When we pulled into the museum parking lot we immediately noticed that no one was using the antenna! Wahoo! No waiting! We quickly formulated a plan and dropped Christi off at the museum entrance while Dave and I headed down to the parking lot so we could park and start to setup to use the discone.
The coax for use with the antenna is neatly rolled up in the panel box at the rear of the end of the picnic table.
Soon Christi was back having signed up and we started to operate on 20 meters, (14.290 Mhz). Dave connected his ft-857 to the coax pulled out his 36Ah battery box, connected the radio to power and tested the SWR on 20 meters. It was very low, around 1.2:1 or 1.3:1. Dave cranked up the power to 100W and we were off and running calling CQ “from the Titan Missile Museum Discone antenna!”.
When we made our first operator switch, after about 10 minutes- Dave logged into a DX cluster on his phone to “spot” us, so other hams could see that we were active from the Titan Missile Museum. I worked several stations then handed off the mic to Christi, who was giddy with anticipation and the excitement of being able to operate on the antenna.
Then the pileups began. It did not hurt that we had the trifecta of:
- skilled operators
- a female op
- remote and rare location
That was a winning combination. We started working folks at a rate of 2-3 per minute. It got to the point that logging the stations was what slowing down the rate of QSOs – so Dave and I started logging for Christi as she worked stations so we could keep up with all the callers calling – sometimes 3 and 4 stations deep. We would copy the call of the calling station and then a partial of the next one, so she could jump from one right to another without having to call CQ. All the while mentioning hams should “Google the Titan Missile Museum for more information and pictures” of where we were operating from.
When Christi got tired we switched out again and Dave took over the mic and I logged for Dave. At this point I was SERIOUSLY missing computer logging as we were copying everything down by hand. Poor handwriting, sweaty hands and paper and a feverish pace of working stations all added to my mental notes for next time. BRING LOGGING COMPUTER NEXT TIME. (also bring and apply sun screen!)
We operated for about 2.5 hours at the discone, switching out operators every 15 to 20 min. I cut my rotations short so Christi and Dave could get more operating time. After a few hours, 20m seemed to dry up, so we moved to 17m hoping to snag some DX. Dave found an older ham who was calling CQ and spent over 15 minutes going back and forth with him trying to work a station in Aruba. We could hear him 54 to 59 with fading on each transmission. On the other hand, he had a lot of noise and was only pulling our signal out on QSB peaks. It took many many minutes of back and forth in order for him to get a partial of our call, then full calls. If nothing else, it was a good exercise for Dave on getting his call across. I was surprised the DX stayed with us for as long as he did. He didn’t have any idea that we were at the Titan Missile Museum or operating on the discone, just that we were weak – and trying to work him. Dave promptly send him an email after the very abbreviated QSO with pics of where we were.
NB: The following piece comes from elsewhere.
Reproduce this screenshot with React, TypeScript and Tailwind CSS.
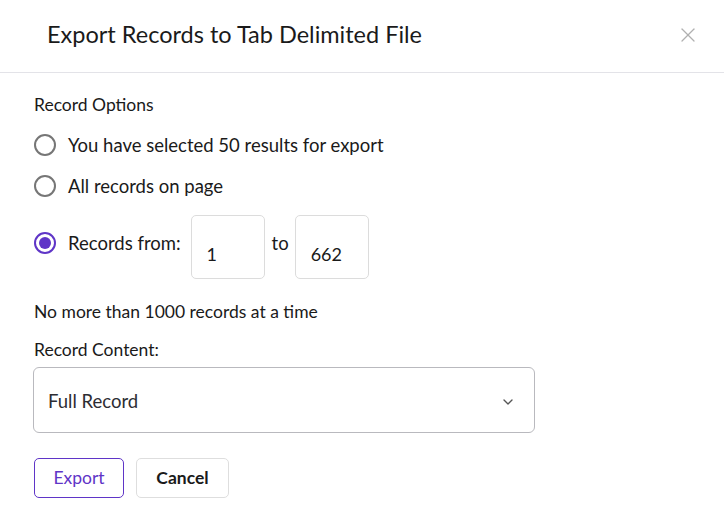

Working a retiree from the Airforce who was stationed at one of the Titan Missile stations. He rattled off a lot of information about his experiences and thanked us for keeping the “memory alive” of this very important part in our history. We promptly thanked him for his service.
Working several very strong mobile stations
Working dozens of stations in Texas
A station from Africa who was operating remote from California
And last but not least, a member of the Green Valley ARC, who resides about 7 miles from the discone. It was neat to be able to thank them in person for keeping such a resource available for others to use.
- Just over 2 hours of operating, using each of our own calls.
- 102 QSOs
- 4 countries
- 34 states worked
It was a great time. I am looking forward to going again and bringing some additional gear (triplexer) so we could operate separate radios on 15m and 20m (and 10m if it was open) at the same time from the same antenna.
From Christi: add to "for the next time" - operator headset, foot switch, headset splitter, logging headset. Using that stuff ruins using a hand mike and the radios speaker!
Thanks Dave for driving – and thanks Christi for coming down with us. It was a super fun time!